Et maintenant voici comment contrer l’argument moral par un argument rigoureusement économique : un patrimoine qui ne rapporte rien, c’est du capital mal investi, donc il est légitime de le taxer pour forcer son détenteur à le faire fructifier – un peu comme on taxe la pollution pour mieux la dissuader. Si l’on suit cet argument, l’ISF est un impôt favorable à l’allocation optimale des ressources dans l’économie. Mais cet argument porte bien peu et Thomas Piketty est probablement le seul qui parvient à le faire entendre dans le débat public.

Pourquoi les arguments moraux dominent-t-ils les débats, au point de coloniser jusqu’aux propos d’un journaliste, Hervé Gattegno, qui les énoncent sur le ton de l’évidence ? Tout simplement parce que tout débat fiscal est un débat moral, impossible à trancher en termes économiques.

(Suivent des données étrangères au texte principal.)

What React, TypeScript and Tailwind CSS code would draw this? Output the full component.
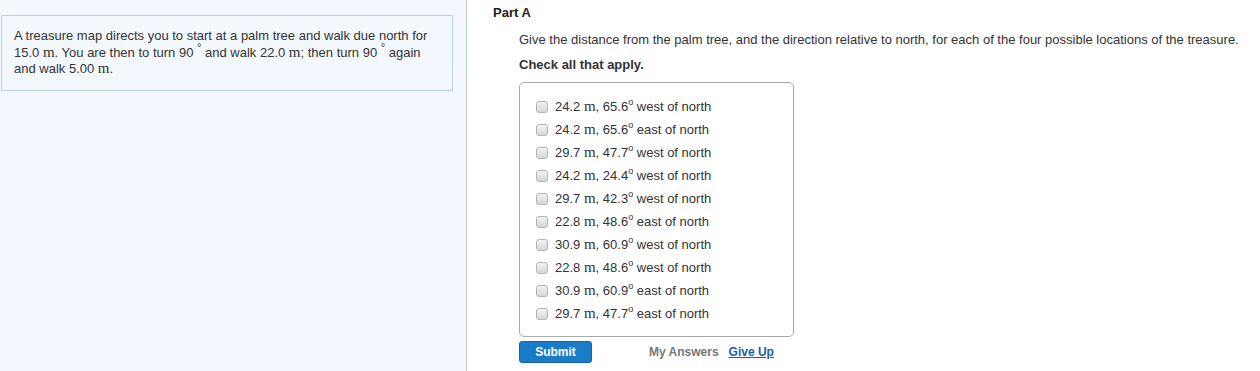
import React from "react";

const options = [
  ["24.2", "65.6", "west of north"],
  ["24.2", "65.6", "east of north"],
  ["29.7", "47.7", "west of north"],
  ["24.2", "24.4", "west of north"],
  ["29.7", "42.3", "west of north"],
  ["22.8", "48.6", "east of north"],
  ["30.9", "60.9", "west of north"],
  ["22.8", "48.6", "west of north"],
  ["30.9", "60.9", "east of north"],
  ["29.7", "47.7", "east of north"],
];

const M = () => (
  <span className="font-['Liberation_Serif',serif] text-[15px] leading-none">m</span>
);

const Deg = ({ c, size }: { c: string; size: string }) => (
  <span className={`relative -top-[6px] leading-none ${size}`}>{c}</span>
);

export default function App() {
  return (
    <div className="flex w-[1260px] h-[371px] bg-white font-['Liberation_Sans',Arial,sans-serif] text-[#333] overflow-hidden">
      <div className="w-[467px] shrink-0 bg-[#f3f8fe] border-r border-[#bccfe3] pt-[15px] pr-[13px]">
        <div className="h-[76px] border border-[#bccfe3] ml-px pl-[12px] pr-2 pt-[12px] text-[13px] leading-[16.5px]">
          A treasure map directs you to start at a palm tree and walk due north for 15.0 <M />. You are then to turn 90 <Deg c="°" size="text-[11px]" /> and walk 22.0 <M />; then turn 90 <Deg c="°" size="text-[11px]" /> again and walk 5.00 <M />.
        </div>
      </div>
      <div className="flex-1 pl-[26px] pt-[4px]">
        <div className="text-[13px] font-bold text-[#222] leading-[18px]">Part A</div>
        <div className="pl-[26px]">
          <div className="mt-[10px] text-[13px] leading-[16px] text-[#333] whitespace-nowrap">
            Give the distance from the palm tree, and the direction relative to north, for each of the four possible locations of the treasure.
          </div>
          <div className="mt-[9px] text-[13px] font-bold leading-[16px] text-[#333]">Check all that apply.</div>
          <div className="mt-[9px] w-[275px] h-[255px] border border-[#aaa] rounded-[5px] pt-[12px] pl-[16px]">
            {options.map(([d, a, dir], i) => (
              <div key={i} className="flex items-center h-[23px]">
                <span className="w-[12px] h-[12px] rounded-[3px] border border-[#b5b5b5] bg-gradient-to-b from-[#f3f3f3] to-[#d6d6d6] shrink-0" />
                <span className="ml-[7px] text-[13px] leading-[16px] text-[#333] whitespace-nowrap">
                  {d} <M />, {a}<Deg c="o" size="text-[9px]" /> {dir}
                </span>
              </div>
            ))}
          </div>
          <div className="mt-[4px] flex items-center">
            <button className="w-[73px] h-[22px] rounded-[3px] bg-[#1a7bc9] border border-[#1565a8] text-white text-[12px] font-bold">
              Submit
            </button>
            <span className="ml-[57px] text-[12px] font-bold text-[#777]">My Answers</span>
            <span className="ml-[10px] text-[12px] font-bold text-[#1a5da8] underline">Give Up</span>
          </div>
        </div>
      </div>
    </div>
  );
}
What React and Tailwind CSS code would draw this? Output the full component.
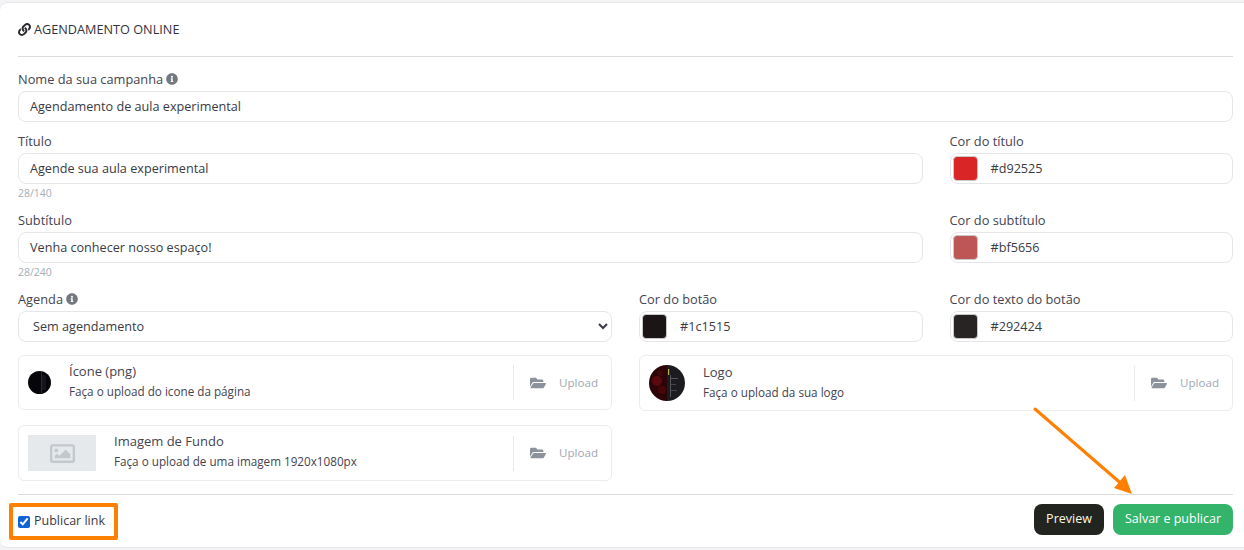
import React from "react";
import { FaLink, FaInfoCircle, FaFolderOpen, FaRegImage } from "react-icons/fa";

const inputCls = "block w-full h-[31px] rounded-[8px] border border-[#e6e6ea] bg-white px-[11px] text-[12.65px] text-[#3a3a44] outline-none";

function Label({ children, info }) {
  return (
    <div className="flex items-center gap-[3px] h-[14px] mb-[5px] text-[12.8px] leading-[14px] text-[#444450]">
      <span>{children}</span>
      {info && <FaInfoCircle className="text-[12px] text-[#73777e]" />}
    </div>
  );
}

function Counter({ children }) {
  return <div className="h-[17px] pt-[3px] text-[10.5px] leading-[13px] text-[#a3aeb8]">{children}</div>;
}

function ColorField({ label, color, code }) {
  return (
    <div>
      <Label>{label}</Label>
      <div className="flex items-center h-[31px] rounded-[8px] border border-[#e6e6ea] bg-white pl-[2px]">
        <span className="w-[25px] h-[25px] rounded-[4px] border border-[#c9c9c9]" style={{ backgroundColor: color }} />
        <span className="ml-[13px] text-[12.65px] text-[#3a3a44]">{code}</span>
      </div>
    </div>
  );
}

function UploadBtn() {
  return (
    <div className="ml-auto flex items-center self-stretch">
      <div className="w-px h-[35px] bg-[#e9e9ec]" />
      <FaFolderOpen className="ml-[16px] text-[16px] text-[#8b929c]" />
      <span className="ml-[13px] mr-[13px] text-[11.6px] text-[#a0a8b4]">Upload</span>
    </div>
  );
}

function UploadCard({ h, media, gap, title, desc }) {
  return (
    <div className={`flex items-center rounded-[6px] border border-[#ececef] bg-white pl-[9px] ${h}`}>
      {media}
      <div className={gap}>
        <div className="text-[13px] leading-[18px] text-[#444450]">{title}</div>
        <div className="mt-[3px] text-[11.7px] leading-[17px] text-[#444450]">{desc}</div>
      </div>
      <UploadBtn />
    </div>
  );
}

function IconImg() {
  return (
    <svg width="23" height="23" viewBox="0 0 23 23" className="shrink-0">
      <circle cx="11.5" cy="11.5" r="11.5" fill="#06060a" />
      <rect x="13" y="1" width="1" height="21" fill="#2e2e28" />
      <rect x="14" y="4" width="4" height="15" fill="#14141c" />
    </svg>
  );
}

function LogoImg() {
  return (
    <svg width="36" height="36" viewBox="0 0 36 36" className="shrink-0">
      <defs>
        <clipPath id="logoClip"><circle cx="18" cy="18" r="18" /></clipPath>
      </defs>
      <g clipPath="url(#logoClip)">
        <rect width="18" height="36" fill="#2c0508" />
        <rect x="18" width="18" height="36" fill="#1c1c20" />
        <circle cx="8" cy="16" r="5" fill="#5a0a0e" />
        <circle cx="13" cy="25" r="4" fill="#470709" />
        <circle cx="11" cy="8" r="3" fill="#3e070a" />
        <rect x="19" y="4" width="1.2" height="6" fill="#b5b060" />
        <rect x="21" y="10" width="1" height="22" fill="#55555a" />
        <rect x="22" y="13" width="7" height="1" fill="#55555a" />
        <rect x="22" y="19" width="5" height="1" fill="#44444a" />
        <rect x="22" y="25" width="6" height="1" fill="#44444a" />
      </g>
    </svg>
  );
}

export default function App() {
  return (
    <div className="relative w-[1244px] h-[550px] overflow-hidden bg-[#f3f3f5] pt-[2px] [font-family:'Open_Sans',sans-serif]">
      <div className="w-[1260px] h-[546px] rounded-l-[8px] bg-white pl-[18px] pr-[27px] border-y border-[#e8e8ea]">
        <div className="flex items-center gap-[3px] h-[54px] border-b border-[#dcdcdf] text-[12.7px] text-[#33333c]">
          <FaLink className="text-[13px] text-[#2a2a30]" />
          <span>AGENDAMENTO ONLINE</span>
        </div>

        <div className="pt-[15px]">
          <Label info>Nome da sua campanha</Label>
          <div className={inputCls + " leading-[29px]"}>Agendamento de aula experimental</div>
        </div>

        <div className="grid grid-cols-4 gap-x-[27px] pt-[12px]">
          <div className="col-span-3">
            <Label>Título</Label>
            <div className={inputCls + " leading-[29px]"}>Agende sua aula experimental</div>
            <Counter>28/140</Counter>
          </div>
          <ColorField label="Cor do título" color="#d92525" code="#d92525" />
        </div>

        <div className="grid grid-cols-4 gap-x-[27px] pt-[12px]">
          <div className="col-span-3">
            <Label>Subtítulo</Label>
            <div className={inputCls + " leading-[29px]"}>Venha conhecer nosso espaço!</div>
            <Counter>28/240</Counter>
          </div>
          <ColorField label="Cor do subtítulo" color="#bf5656" code="#bf5656" />
        </div>

        <div className="grid grid-cols-4 gap-x-[27px] pt-[12px]">
          <div className="col-span-2">
            <Label info>Agenda</Label>
            <select className={inputCls + " pl-[10px] pr-[1px] pb-[2px]"} defaultValue="Sem agendamento">
              <option>Sem agendamento</option>
            </select>
          </div>
          <ColorField label="Cor do botão" color="#1c1515" code="#1c1515" />
          <ColorField label="Cor do texto do botão" color="#292424" code="#292424" />
        </div>

        <div className="grid grid-cols-2 gap-x-[27px] pt-[13px]">
          <div className="flex flex-col gap-[15px]">
            <UploadCard h="h-[55px]" media={<IconImg />} gap="ml-[18px] -mt-[3px]" title="Ícone (png)" desc="Faça o upload do icone da página" />
            <UploadCard
              h="h-[56px]"
              media={
                <div className="flex items-center justify-center w-[68px] h-[36px] shrink-0 bg-[#e6e9ec]">
                  <FaRegImage className="text-[25px] text-[#c3c8cd]" />
                </div>
              }
              gap="ml-[18px] -mt-[5px]"
              title="Imagem de Fundo"
              desc="Faça o upload de uma imagem 1920x1080px"
            />
          </div>
          <div>
            <UploadCard h="h-[56px]" media={<LogoImg />} gap="ml-[18px] -mt-[2px]" title="Logo" desc="Faça o upload da sua logo" />
          </div>
        </div>

        <div className="flex items-center justify-between mt-[13px] h-[41px] border-t border-[#dcdcdf] pt-[9px]">
          <label className="flex items-center gap-[4px] pt-[4px] text-[12.5px] text-[#3a3a44]">
            <input type="checkbox" defaultChecked className="w-[12px] h-[12px] m-0 accent-[#0f62d6]" />
            <span>Publicar link</span>
          </label>
          <div className="flex gap-[9px]">
            <button className="h-[31px] w-[70px] rounded-[8px] bg-[#22251f] text-[12.5px] text-[#fff8e0]">Preview</button>
            <button className="h-[31px] w-[120px] rounded-[8px] bg-[#34b36b] text-[12.5px] text-white">Salvar e publicar</button>
          </div>
        </div>
      </div>

      <div className="absolute left-[9px] top-[503px] w-[109px] h-[37px] rounded-[2px] border-[4px] border-[#ff8000]" />
      <svg className="absolute left-0 top-0" width="1244" height="550" viewBox="0 0 1244 550">
        <line x1="1035" y1="409" x2="1124" y2="486" stroke="#ff8000" strokeWidth="3" strokeLinecap="round" />
        <polygon points="1132,494 1114,488 1125,475" fill="#ff8000" />
      </svg>
    </div>
  );
}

Frank Luntz, stratège du parti républicain spécialiste de la formulation des messages, en a fait la démonstration en inventant le terme de « taxe sur la mort » (death tax) pour désigner les droits de succession aux Etats-Unis – et mieux convaincre l’opinion publique qu’il fallait les supprimer.

Quand la morale domine

Si l’argument moral domine, c’est d’abord parce qu’il résonne, que chacun se sent concerné. Bien sûr, personne ou presque n’a de villa en Corse et de chalet à Megève. Mais quiconque possède sa maison ou son appartement, qu’il considère à juste titre comme le « fruit de son travail », trouve illégitime d’avoir à payer des impôts dessus.

Si l’argument moral domine, c’est aussi et surtout grâce à sa cohérence avec un système de valeurs : il est cohérent de la part de Nicolas Sarkozy et de Jean-François Copé (et des journalistes qui relaient leur message…) de dénoncer l’imposition du patrimoine foncier, même improductif, par opposition à celui qui, placé « en banque », rapporte des « dividendes colossaux » – c’est la même chose que de défendre la vertu du capitalisme familial face aux vices du capital financier, comme Nicolas Sarkozy le fait très souvent.

Si la gauche a du mal à se faire entendre dans le débat sur l’ISF, c’est que, culturellement réticente à argumenter sur le terrain de la morale, elle s’enferme systématiquement dans des considérations économiques (imaginez-vous Benoît Hamon invoquant les Evangiles ?). Or les Français n’attendent pas de leurs dirigeants qu’ils leur donnent des cours d’économie, mais qu’ils les touchent par des arguments sincères, authentiques, résonants et cohérents. Purement culturelle, cette inégalité des armes entre la gauche et la droite fait parfois peine à voir, sur l’ISF comme sur tous les autres sujets qui feront l’élection de 2012.